DO THIS: Go through the data below line by line and count those containing the word "index". Reply with the count only.

PROVIDED MATERIAL:

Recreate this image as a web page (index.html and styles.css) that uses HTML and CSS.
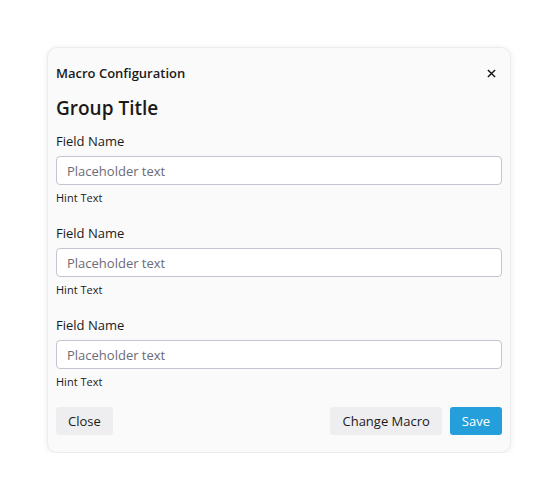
FILE: index.html
```html
<!DOCTYPE html>
<html lang="en">
<head>
  <meta charset="UTF-8" />
  <title>Macro Configuration</title>
  <link rel="stylesheet" href="styles.css">
</head>
<body>
  <div class="dialog">
    <div class="dialog-header">
      <div class="dialog-title">Macro Configuration</div>
      <button class="close-x" aria-label="Close">
        <svg viewBox="0 0 10 10"><path d="M1 1L9 9M9 1L1 9"/></svg>
      </button>
    </div>

    <h2 class="group-title">Group Title</h2>

    <div class="field">
      <label>Field Name</label>
      <input type="text" placeholder="Placeholder text" />
      <div class="hint">Hint Text</div>
    </div>

    <div class="field">
      <label>Field Name</label>
      <input type="text" placeholder="Placeholder text" />
      <div class="hint">Hint Text</div>
    </div>

    <div class="field">
      <label>Field Name</label>
      <input type="text" placeholder="Placeholder text" />
      <div class="hint">Hint Text</div>
    </div>

    <div class="dialog-footer">
      <button class="button">Close</button>
      <div class="footer-right">
        <button class="button">Change Macro</button>
        <button class="button primary">Save</button>
      </div>
    </div>
  </div>
</body>
</html>
```

FILE: styles.css
```css
body {
  background: #fff;
  color: #1a1a1a;
  font-family: 'Open Sans', sans-serif;
  margin: 0;
  padding: 47px 48px 0 47px;
}

.dialog {
  width: 464px;
  box-sizing: border-box;
  background: #fafafa;
  border: 1px solid #ececec;
  border-radius: 10px;
  box-shadow: 0 1px 6px rgba(0, 0, 0, 0.08);
  padding: 8px 8px 17px;
}

.dialog-header {
  display: flex;
  justify-content: space-between;
  align-items: center;
  height: 34px;
}

.dialog-title {
  font-size: 13px;
  font-weight: 600;
}

.close-x {
  background: none;
  border: none;
  padding: 0;
  margin-right: 4px;
  width: 14px;
  height: 14px;
  display: flex;
  align-items: center;
  justify-content: center;
  cursor: pointer;
}

.close-x svg {
  width: 9px;
  height: 9px;
  stroke: #111;
  stroke-width: 1.5;
  fill: none;
}

.group-title {
  font-size: 19px;
  font-weight: 600;
  line-height: 28px;
  margin: 4px 0 9px;
}

.field {
  margin-bottom: 17px;
}

label {
  display: block;
  font-size: 13px;
  line-height: 20px;
  margin-bottom: 5px;
}

input {
  display: block;
  width: 100%;
  height: 29px;
  box-sizing: border-box;
  padding: 0 10px;
  font-family: inherit;
  font-size: 13px;
  color: #1a1a1a;
  background: #fff;
  border: 1px solid #c4c4d2;
  border-radius: 4px;
}

input::placeholder {
  color: #6b6b78;
}

.hint {
  font-size: 11px;
  line-height: 16px;
  margin-top: 5px;
}

.dialog-footer {
  display: flex;
  justify-content: space-between;
}

.footer-right {
  display: flex;
  gap: 8px;
}

.button {
  height: 28px;
  padding: 0 12px;
  font-family: inherit;
  font-size: 13px;
  color: #1a1a1a;
  background: #eeeef0;
  border: none;
  border-radius: 3px;
  cursor: pointer;
}

.button.primary {
  background: #249fdb;
  color: #fff;
}
```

ANSWER TO THE TASK: 2